Like the protagonist in An Absence of Ruins, Patterson moved away from Jamaica to try to make it in a larger society. He accepted a visiting lectureship at Harvard University, where he decided to remain. Patterson generated numerous academic articles in important journals in the United States and embarked on extensive research that resulted in his 1977 work, Ethnic Chauvinism: The Reactionary Impulse, in which he expands on his careful analysis of race and culture from a global perspective.
His third novel, Die the Long Day, was published in 1972. In it, he made another departure. Leaving behind the modernist preoccupations of the first two novels, Patterson brought to bear the weight of his historical research on slavery and slave society on a novel set in the late eighteenth century. Patterson’s central project here is to celebrate the resilience of Africans who had to make a life for themselves in the repressive, culturally and morally bereft world of plantation West Indies. Patterson weaves a story that examines the efforts of a noble African slave, Quasheba, to prevent her daughter from becoming the victim of abuse and exploitation at the hands of a white overseer.

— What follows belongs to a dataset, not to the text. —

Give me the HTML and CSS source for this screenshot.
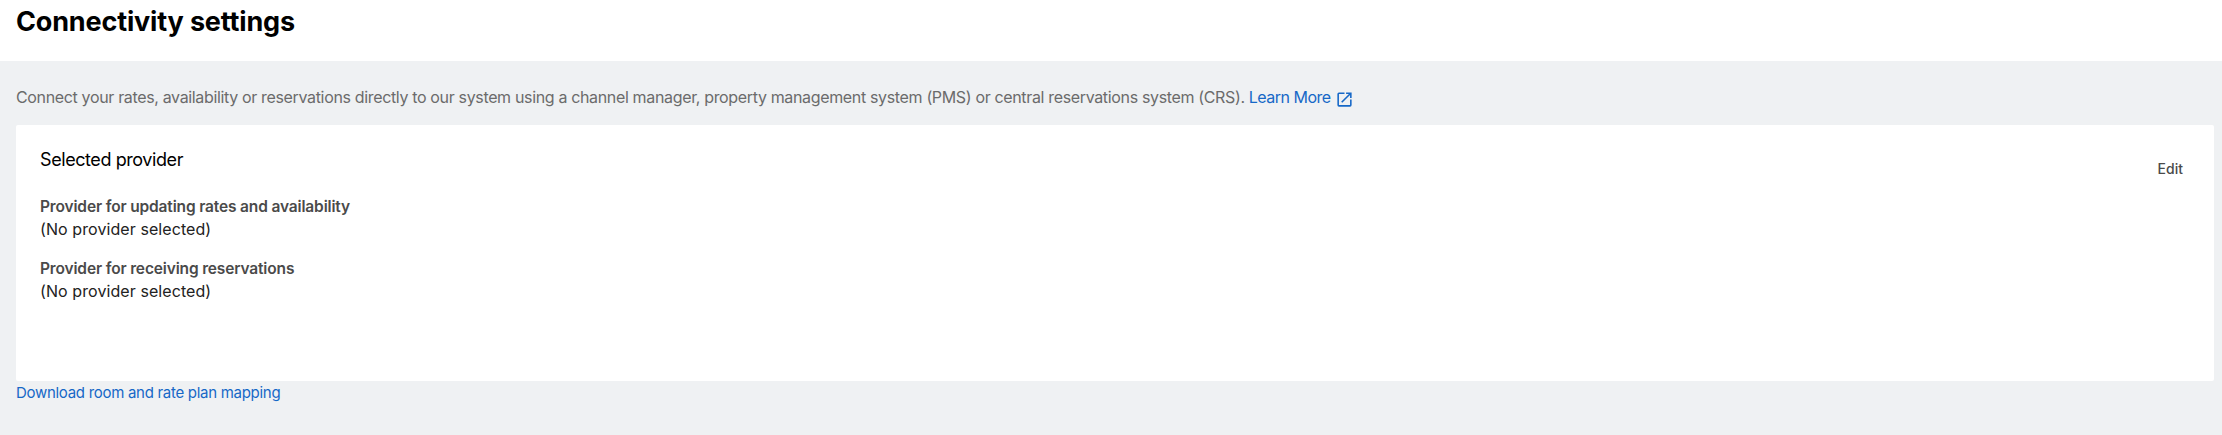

Patterson continued to produce nonfictional work. His expansive Slavery and Social Death offers a rigorous examination of patterns of slavery throughout human history. Freedom in the Making of Western Culture establishes the inextricable link between issues of liberty and the evolution of Western society. Patterson’s Ordeal of Integration and Rituals of Blood are the first two of a projected three volumes on contemporary African American life. Patterson has aroused controversy, criticism, and admiration for his stances in the essays in these books, for instance in his nonpartisan exploration of the repercussions of slavery on African American patterns of sexual infidelity and black-on-black crime, finally suggesting that the concept of “race” has proven counterproductive in improving African American life in real terms.